Brief → Without including the pictures, copy out every line below.

Material provided →
— start —

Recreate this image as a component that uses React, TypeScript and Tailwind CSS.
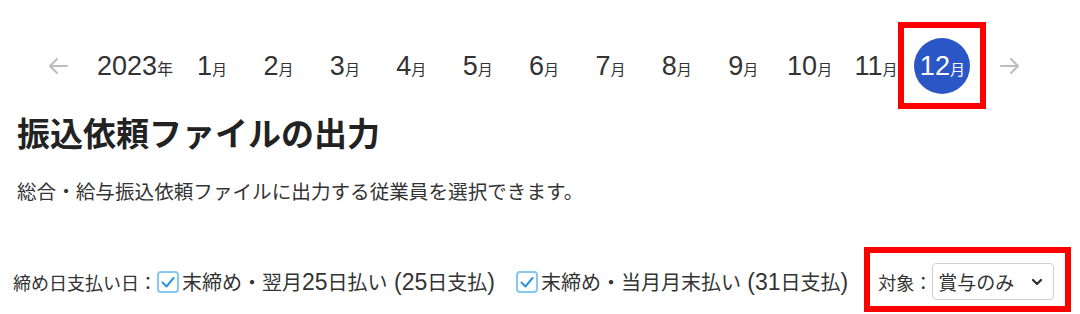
import { ChevronDown } from "lucide-react";

const months = [1, 2, 3, 4, 5, 6, 7, 8, 9, 10, 11, 12];
const selected = 12;

const jp = "font-['Noto_Sans_CJK_JP',sans-serif]";
const latin = "font-['Liberation_Sans','Noto_Sans_CJK_JP',sans-serif]";

const Arrow = ({ dir }: { dir: "left" | "right" }) => (
  <svg width="20" height="16" viewBox="0 0 20 16" className={dir === "right" ? "rotate-180" : ""}>
    <path d="M19 8H2M9 1L2 8l7 7" fill="none" stroke="#bdbdbd" strokeWidth="2" strokeLinecap="round" strokeLinejoin="round" />
  </svg>
);

const Num = ({ children }: { children: React.ReactNode }) => (
  <span className={`${latin} text-[23px]`}>{children}</span>
);

const Check = () => (
  <svg width="22" height="22" viewBox="0 0 22 22" className="shrink-0">
    <rect x="1" y="1" width="20" height="20" rx="3" fill="#fff" stroke="#86c8ee" strokeWidth="2" />
    <polyline points="5.5,11.5 9.5,15.5 16.5,7" fill="none" stroke="#2f93db" strokeWidth="2" strokeLinecap="round" strokeLinejoin="round" />
  </svg>
);

const MonthNav = () => (
  <div className="flex items-center pl-[48px] pt-[38px] text-[#333]">
    <Arrow dir="left" />
    <div className="ml-[29px] flex items-baseline">
      <span className={`${latin} text-[27px] leading-none`}>2023</span>
      <span className={`${jp} text-[16px] leading-none`}>年</span>
    </div>
    <div className="ml-[11px] flex gap-[10.4px]">
      {months.map((m) => {
        const active = m === selected;
        return (
          <div
            key={m}
            className={`relative flex h-[56px] w-[56px] items-center justify-center rounded-full ${
              active ? "bg-[#2b56c6] text-white" : ""
            }`}
          >
            <span className="flex items-baseline">
              <span className={`${latin} text-[27px] leading-none`}>{m}</span>
              <span className={`${jp} text-[15px] leading-none`}>月</span>
            </span>
            {active && (
              <div className="absolute -left-[16px] -top-[16px] h-[87px] w-[88px] border-[6px] border-[#ff0000]" />
            )}
          </div>
        );
      })}
    </div>
    <div className="ml-[30px]">
      <Arrow dir="right" />
    </div>
  </div>
);

export default function App() {
  return (
    <div className={`h-[314px] w-[1080px] overflow-hidden bg-white ${jp} text-[#333]`}>
      <MonthNav />

      <h1 className="mt-[18px] pl-[17px] text-[33px] font-bold leading-[40px] text-[#222]">
        振込依頼ファイルの出力
      </h1>

      <p className="mt-[25px] pl-[17px] text-[19.6px] leading-[28px]">
        総合・給与振込依頼ファイルに出力する従業員を選択できます。
      </p>

      <div className="mt-[58px] flex items-center pl-[13px] text-[20px] leading-[26px]">
        <span className="text-[18px]">締め日支払い日：</span>
        <label className="flex items-center">
          <Check />
          <span className="ml-[3px]">
            末締め・翌月<Num>25</Num>日払い<Num> (25</Num>日支払<Num>)</Num>
          </span>
        </label>
        <label className="ml-[21px] flex items-center">
          <Check />
          <span className="ml-[3px]">
            末締め・当月月末払い<Num> (31</Num>日支払<Num>)</Num>
          </span>
        </label>
        <div className="relative ml-[30px] flex items-center">
          <span className="text-[18px]">対象：</span>
          <div className="flex h-[37px] w-[122px] items-center justify-between rounded-[4px] border border-[#cfcfcf] bg-white pl-[5px] pr-[8px] text-[19px]">
            <span>賞与のみ</span>
            <ChevronDown size={16} strokeWidth={3.5} className="text-[#333]" />
          </div>
          <div className="absolute -bottom-[12px] -left-[14px] -right-[17px] -top-[16px] border-[6px] border-[#ff0000]" />
        </div>
      </div>
    </div>
  );
}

— end —

The answer →
Recreate this image as a component that uses React, TypeScript and Tailwind CSS.
import { ChevronDown } from "lucide-react";

const months = [1, 2, 3, 4, 5, 6, 7, 8, 9, 10, 11, 12];
const selected = 12;

const jp = "font-['Noto_Sans_CJK_JP',sans-serif]";
const latin = "font-['Liberation_Sans','Noto_Sans_CJK_JP',sans-serif]";

const Arrow = ({ dir }: { dir: "left" | "right" }) => (
  <svg width="20" height="16" viewBox="0 0 20 16" className={dir === "right" ? "rotate-180" : ""}>
    <path d="M19 8H2M9 1L2 8l7 7" fill="none" stroke="#bdbdbd" strokeWidth="2" strokeLinecap="round" strokeLinejoin="round" />
  </svg>
);

const Num = ({ children }: { children: React.ReactNode }) => (
  <span className={`${latin} text-[23px]`}>{children}</span>
);

const Check = () => (
  <svg width="22" height="22" viewBox="0 0 22 22" className="shrink-0">
    <rect x="1" y="1" width="20" height="20" rx="3" fill="#fff" stroke="#86c8ee" strokeWidth="2" />
    <polyline points="5.5,11.5 9.5,15.5 16.5,7" fill="none" stroke="#2f93db" strokeWidth="2" strokeLinecap="round" strokeLinejoin="round" />
  </svg>
);

const MonthNav = () => (
  <div className="flex items-center pl-[48px] pt-[38px] text-[#333]">
    <Arrow dir="left" />
    <div className="ml-[29px] flex items-baseline">
      <span className={`${latin} text-[27px] leading-none`}>2023</span>
      <span className={`${jp} text-[16px] leading-none`}>年</span>
    </div>
    <div className="ml-[11px] flex gap-[10.4px]">
      {months.map((m) => {
        const active = m === selected;
        return (
          <div
            key={m}
            className={`relative flex h-[56px] w-[56px] items-center justify-center rounded-full ${
              active ? "bg-[#2b56c6] text-white" : ""
            }`}
          >
            <span className="flex items-baseline">
              <span className={`${latin} text-[27px] leading-none`}>{m}</span>
              <span className={`${jp} text-[15px] leading-none`}>月</span>
            </span>
            {active && (
              <div className="absolute -left-[16px] -top-[16px] h-[87px] w-[88px] border-[6px] border-[#ff0000]" />
            )}
          </div>
        );
      })}
    </div>
    <div className="ml-[30px]">
      <Arrow dir="right" />
    </div>
  </div>
);

export default function App() {
  return (
    <div className={`h-[314px] w-[1080px] overflow-hidden bg-white ${jp} text-[#333]`}>
      <MonthNav />

      <h1 className="mt-[18px] pl-[17px] text-[33px] font-bold leading-[40px] text-[#222]">
        振込依頼ファイルの出力
      </h1>

      <p className="mt-[25px] pl-[17px] text-[19.6px] leading-[28px]">
        総合・給与振込依頼ファイルに出力する従業員を選択できます。
      </p>

      <div className="mt-[58px] flex items-center pl-[13px] text-[20px] leading-[26px]">
        <span className="text-[18px]">締め日支払い日：</span>
        <label className="flex items-center">
          <Check />
          <span className="ml-[3px]">
            末締め・翌月<Num>25</Num>日払い<Num> (25</Num>日支払<Num>)</Num>
          </span>
        </label>
        <label className="ml-[21px] flex items-center">
          <Check />
          <span className="ml-[3px]">
            末締め・当月月末払い<Num> (31</Num>日支払<Num>)</Num>
          </span>
        </label>
        <div className="relative ml-[30px] flex items-center">
          <span className="text-[18px]">対象：</span>
          <div className="flex h-[37px] w-[122px] items-center justify-between rounded-[4px] border border-[#cfcfcf] bg-white pl-[5px] pr-[8px] text-[19px]">
            <span>賞与のみ</span>
            <ChevronDown size={16} strokeWidth={3.5} className="text-[#333]" />
          </div>
          <div className="absolute -bottom-[12px] -left-[14px] -right-[17px] -top-[16px] border-[6px] border-[#ff0000]" />
        </div>
      </div>
    </div>
  );
}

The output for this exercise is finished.